5. Considérant qu'aux termes de l'article L. 233-1 du code de commerce : " Lorsqu'une société possède plus de la moitié du capital d'une autre société, la seconde est considérée (...) comme filiale de la première " ; qu'il ressort des pièces du dossier et n'est d'ailleurs pas contesté que la société Squadra, qui fait partie de l'UES Tel and Com et qui contrôle les sociétés Tel and Com et L'enfant d'aujourd'hui, était, ainsi que le soutiennent les défendeurs, détenue à 100 % par la société Sarto Finances à la date de la décision litigieuse ; que les sociétés Squadra et Sarto Finances étaient d'ailleurs dirigées par la même personne ; que, par suite, les moyens financiers dont disposait la société Sarto Finances devaient, sans qu'y fassent obstacle ni, ainsi qu'il a été dit au point 4, les dispositions de l'article L. 2331-4 du code du travail, ni le régime fiscal auquel cette société était soumise, être pris en compte par l'administration pour apprécier, conformément aux dispositions de l'article L. 1233-57-3 du code du travail, la suffisance des mesures du plan de sauvegarde de l'emploi de l'UES Tel and Com ;

6. Considérant qu'il est constant que l'administration n'a pas tenu compte des moyens financiers dont disposait cette société Sarto Finances ; qu'une telle omission a, par suite, entaché d'illégalité la décision d'homologation litigieuse du 18 mai 2015 ;

7. Considérant qu'il n'y a pas lieu, dans une telle circonstance, de se prononcer sur le bien-fondé du moyen tiré du caractère insuffisant des mesures prévues par le plan de sauvegarde de l'emploi ;

8. Considérant qu'il résulte de tout ce qui précède que la société Tel and Com et autres ne sont pas fondées à se plaindre de ce que le tribunal administratif a annulé la décision d'homologation litigieuse ;

9. Considérant que les dispositions de l'article L. 761-1 du code de justice administrative font obstacle à ce qu'une somme soit mise, à ce titre, à la charge de Mme C..., de M. D... et de Mme B..., qui ne sont pas parties perdantes dans la présente instance ; qu'en revanche, il y a lieu, dans les circonstances de l'espèce, de mettre, au même titre, solidairement à la charge des sociétés Tel and Com, L'Enfant d'Aujourd'hui et Squadra, une somme de 1 670 euros chacun à verser à Mme C..., à M. D... et à Mme B... pour les frais exposés par eux, tant devant la cour administrative d'appel de Douai que devant le Conseil d'Etat ;

D E C I D E :

--------------

Article 1er : La requête présentée par la société Tel and Com et autres devant la cour administrative d'appel de Douai est rejetée.

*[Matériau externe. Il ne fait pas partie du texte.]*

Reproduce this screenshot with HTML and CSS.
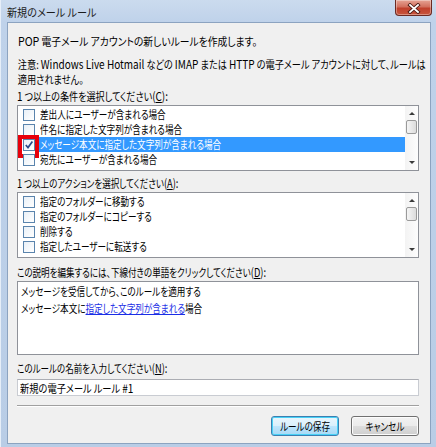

Article 2 : Les sociétés Tel and Com, L'Enfant d'Aujourd'hui et Squadra verseront solidairement à Mme C..., à M. D... et à Mme B... une somme de 1 670 euros chacun, au titre de l'article L. 761-1 du code de justice administrative.

Article 3 : La présente décision sera notifiée à la société Tel and Com, première dénommée pour l'ensemble des requérantes et à Mme A...C..., première dénommée pour tous ses cosignataires.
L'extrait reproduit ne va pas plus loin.